Tofu or not tofu?

T (1)

  • Hello Bernadette
  • Geraldine, how’s tings? Did Julie ring you about the weekend?
  • She did, and I have some good news and some bad news
  • Tell me
  • The bad news is, Patchouli is not well at all
  • …and the good news is, you can’t come either
  • On the contrary Bernadette. Patchouli is coming with us. Isn’t that great?
  • Bleedin’ wonderful Ger
  • I knew you’d be pleased
  • What’s up with her anyway?
  • She’s been up vomiting all night and rolling around in pain. We thought it was appendicitis so we brought her to A&E but it turns out she has severe food poisoning
  • Jasus, did she eat a dodgy  falafel or what?
  • No, it was a burger at a friends barbecue
  •  I thought she was vegan?
  • She thought it was a tofu burger
  • Ah that’s gas… I mean, that’s terrible Ger
  • She’s utterly traumatised Bernadette, as you can imagine
  • Aww ye Ger, I can imagine it aright
  • The break will do her good, it’s like it was meant to be that Julie couldn’t come isn’t it?
  • Ah sure weren’t you blessed dat Julies ma got sick Geraldine?
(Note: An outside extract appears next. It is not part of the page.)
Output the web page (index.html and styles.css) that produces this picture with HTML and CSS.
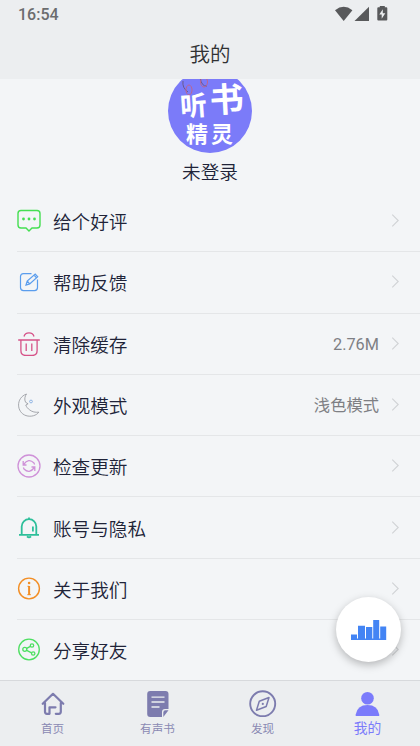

Great timing alright.
  • Anyway, I’ve  heard that there’s a wonderful vegan guru at the health farm. I’ve booked a consultation with him for her.
  • So it’s me, you and Patchouli
  • Yes, I’m so excited, are you?
  • Over de bleedin’ moon Ger

How de fuck am I gonna get out of  dis one?



12 thoughts on “Tofu or not tofu?

  1. At a convention last year, we suddenly had a third roommate I didn’t know about. OMG. Never again! I try to be easy-going about these things, because we’re all splitting the costs, but that time we very nearly needed bail money to get me out of jail!